I decided to use this workflow for HiCExplorer because in the data analysis of Hi-C you usually work with one resolution and one applied correction. To compare many resolutions and different correction methods is done in the beginning and once you have figured out what works best you use this one resolution and not many. Many resolutions are good to use to interactively explore the data with tools like HiGlass. The last reason for this is, it makes the source code less complex, better maintainable.

In case you prefer to have access to a cool matrix stored inside a multicool file, hicInfo will give you the correct paths. You have to define the path to get access to it, paths are usually as follows: ˋhicInfo -m your-multi-cool-file.cool::/resolutions/10000ˋ

I hope it clarifies it a bit how to handle cool files coming from hic files.

Best,

Joachim

svm-zhang commented 5 years ago

Hello Joachim,

Thank you so much for explaining in such a great details. It definitely helped get myself cleared about many questions about these formats. I agree with you that we only need to decide on one resolution and one correction method to do the downstream analyses.

I was able to get the first two commands running without any problems. The third one complained about module 'cooler' has no attribute 'create_cooler' at beginning, but it went away after I upgraded my cooler package from 0.7.11 to 0.8.3. If this were true, perhaps you could update the installation doc saying hicexplorer 2.2.1 works with cooler 0.8.3 (now it says >= 0.7.11).

Thanks again. Simo

joachimwolff commented 5 years ago

Hi Simo,

great to hear it is working now.

Concerning the cooler version, yes you need to have at least 0.8.2 and I am a bit surprised this dependency update was not enforced. In setup.py and requirements we define 0.8.2 and hicmatrix version 7 which enforces 0.8.2. In the conda packages 0.8.2 is defined too.

Can you tell me how do you install HiCExplorer and from where you have the information version 0.7.11 is still allowed?

Best,

Joachim

svm-zhang commented 5 years ago

Hello Joachim,

I did the installation twice, each using a different procedure (I was trying really hard to make sure the error I saw did not come from the installation), which I think that caused the problem. To first answer your second question, I found the information about >=0.7.11 from the [readdoc page] (https://hicexplorer.readthedocs.io/en/latest/content/installation.html).

  1. I started with installing hicexplorer from the source tarball. It popped me with bunch of required packages and I installed each of them individually (also from source). During that time, I installed cooler 0.8.3.

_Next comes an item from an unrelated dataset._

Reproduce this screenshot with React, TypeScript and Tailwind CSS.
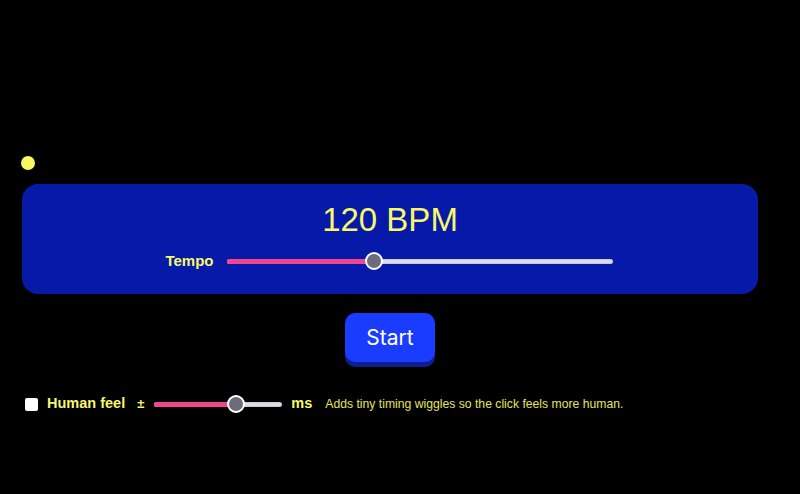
import { useState } from "react"

const yellow = "text-[#f8f86a]"

function Slider({ width, value, min, max }: { width: number; value: number; min: number; max: number }) {
  const pct = (value - min) / (max - min)
  const thumb = 18
  const left = pct * (width - thumb)
  return (
    <div role="slider" aria-valuenow={value} className="relative h-5 flex items-center" style={{ width }}>
      <div className="w-full h-[5px] rounded-full bg-[#dcdce4] border border-[#a9a9c0]/40" />
      <div className="absolute left-0 h-[5px] rounded-full bg-[#f0468f]" style={{ width: left + thumb / 2 }} />
      <div
        className="absolute top-px w-[18px] h-[18px] rounded-full bg-[#6c6c7c] border-2 border-white"
        style={{ left }}
      />
    </div>
  )
}

export default function App() {
  const [bpm] = useState(120)
  const [human, setHuman] = useState(false)

  return (
    <div className="w-[800px] h-[494px] bg-black overflow-hidden pt-[156px] pl-[22px] font-['Liberation_Sans',Arial,sans-serif]">
      {/* beat light */}
      <div className="w-[14px] h-[14px] rounded-full bg-[#f8f860] -ml-px" />

      {/* Tempo panel */}
      <div className="mt-[14px] w-[736px] h-[110px] rounded-2xl bg-[#0619a8] flex flex-col items-center pt-[17px]">
        <h1 className={`text-[33px] leading-[38px] ${yellow}`}>{bpm} BPM</h1>
        <div className="mt-[11px] flex items-center gap-[13px] -ml-[2px]">
          <span className={`text-[15px] font-bold ${yellow}`}>Tempo</span>
          <Slider width={386} value={bpm} min={40} max={252} />
        </div>
      </div>

      {/* Start */}
      <div className="w-[736px] flex justify-center mt-[19px]">
        <button className="w-[90px] h-[49px] rounded-[10px] bg-[#1a3cff] text-white text-[21px] font-['Inter',sans-serif] shadow-[0_5px_0_#0d1f8e]">
          Start
        </button>
      </div>

      {/* Human feel */}
      <div className="mt-[32px] flex items-center h-5 ml-[3px]">
        <button
          onClick={() => setHuman(!human)}
          className="w-[13px] h-[13px] rounded-[2px] bg-white shrink-0"
          aria-checked={human}
          role="checkbox"
        />
        <span className={`ml-[9px] text-[14.5px] font-bold ${yellow}`}>Human feel</span>
        <span className={`ml-[12px] text-[13px] font-bold ${yellow}`}>±</span>
        <div className="ml-[10px]">
          <Slider width={128} value={66} min={0} max={100} />
        </div>
        <span className={`ml-[9px] text-[14.5px] font-bold ${yellow}`}>ms</span>
        <span className="ml-[13px] text-[12.2px] text-[#e4e45a]">Adds tiny timing wiggles so the click feels more human.</span>
      </div>
    </div>
  )
}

  2. I also tried to install hicexplorer using pip. It pulled down hicexplorer v2.1.1 (from another ticket, this version should fix the problem I had, although its not quite relevant), as well as cooler v0.7.11. I removed my previous installation prior to this second way.

Since by the time I still cannot work through my error, I re-installed v2.2.1 without cooler v0.8.3. And that gave me the error I saw early this morning. I hope I explained myself clearly to you. If I sent out my problem to you earlier, I could have avoided all of this mess :)

Simo

joachimwolff commented 5 years ago

Hi Simo,

we recommend to use conda and the bioconda channel (http://bioconda.github.io/) to install HiCExplorer. Conda is our preferred package manager, conda is able to resolve all our dependencies in an automatic way. With upcoming changes we will have dependencies which pip cannot resolve, but conda can. It is quite likely we will drop the support for pip this year.

I updated the pip version yesterday for Python 2.7 to version 2.2.1. Please let me know if it works and solves the errors you had. Concerning our documentation, I have to apologize, it is sometimes a bit outdated, I always forget to update the dependency list there :( However, the requirements.txt file is usually up-to-data.

Best,

Joachim

svm-zhang commented 5 years ago

Hello Joachim,

Thanks for updating the pip version. It works for me perfectly now. I will use the requirements.txt from now on to track all versions.

I will also try to use bioconda channel in the near future. With my limited experience with conda and/or bioconda, I cant use them without the root privilege. Not sure if this is correct though (perhaps there is a --prefix option). This can be a pain if I want to do something but have to wait for admin. Thats why I always install tools from source :)

Simo

joachimwolff commented 5 years ago

As far as I know you don't need root privileges for conda. Everything is installed in your home directory. Just download miniconda: https://conda.io/en/latest/miniconda.html and add the bioconda and conda-forge channel

svm-zhang commented 5 years ago

You are right. I was able to install miniconda first and then added bioconda. From there, installing hicexplorer is painless. Thanks very much for the help all the way.

Simo

kalavattam commented 5 years ago

In case it's useful for the community, I want to follow up on one comment from Joachim:

2. run hicInfo to see which correction factors are available: ˋhicInfo -m your-cool-file-10kb.coolˋ

The correction factors aren't found in the main output from hicInfo; instead, they're listed as available columns in stderr.

joachimwolff commented 5 years ago

@kalavattam With version 2.2.1 I changed it to normal std out (Or more precise, it is printed out now with print() function instead of log.info()). However, if you have noticed the previous behaviour you probably piped the output to a file. With the same version (2.2.1) I added the option to write the output of hicInfo to a file instead to the bash.

kalavattam commented 5 years ago

Thanks, Joachim.

However, if you have noticed the previous behaviour you probably piped the output to a file.

Yeah, I was doing that.

I have upgraded to version 2.2.1 now.